Logging technology also holds continued promise. Warren cited "deep-look" applications that can see farther away from the wellbore as well as nuclear magnetic resonance logging, which he called "an unplumbed but very fertile technology for the future." Bahorich added logging-while-drilling (LWD) is, in some cases, allowing companies to completely replace their wireline runs with LWD information. "The dry hole cost comes down to the point where we can now drill exploration wells that were previously not economic," he said.
It will behoove oil companies to stay abreast of these and other developments. One of the recurring concerns of these gurus is the pressure to not take a wrong turn or get left behind in the technology race. "Where the high risk is, and the high reward, are the technologies that truly change the game, the technologies that the average person looks on as an unconventional technology without realizing that it's the conventional technology of tomorrow," Warren said. "The industry is incredibly poor at recognizing these breakthroughs. The marketplace goes to the companies who are able to move these things to being the conventional of today rather than the unconventional of today faster than others.

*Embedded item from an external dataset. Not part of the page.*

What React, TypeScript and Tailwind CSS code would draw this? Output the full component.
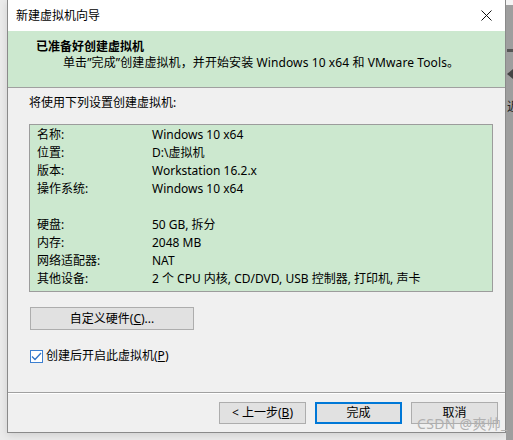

"It's quite interesting when you think about it - some of the most interesting breakthroughs in technology are actually developed to solve marginal problems. A company has a problem it becomes fixated on that requires a radical solution, and the actual radical solution is developed for a very small marketplace. Part of innovation is seeing those solutions growing in funny marketplaces and being able to translate them into a larger marketplace."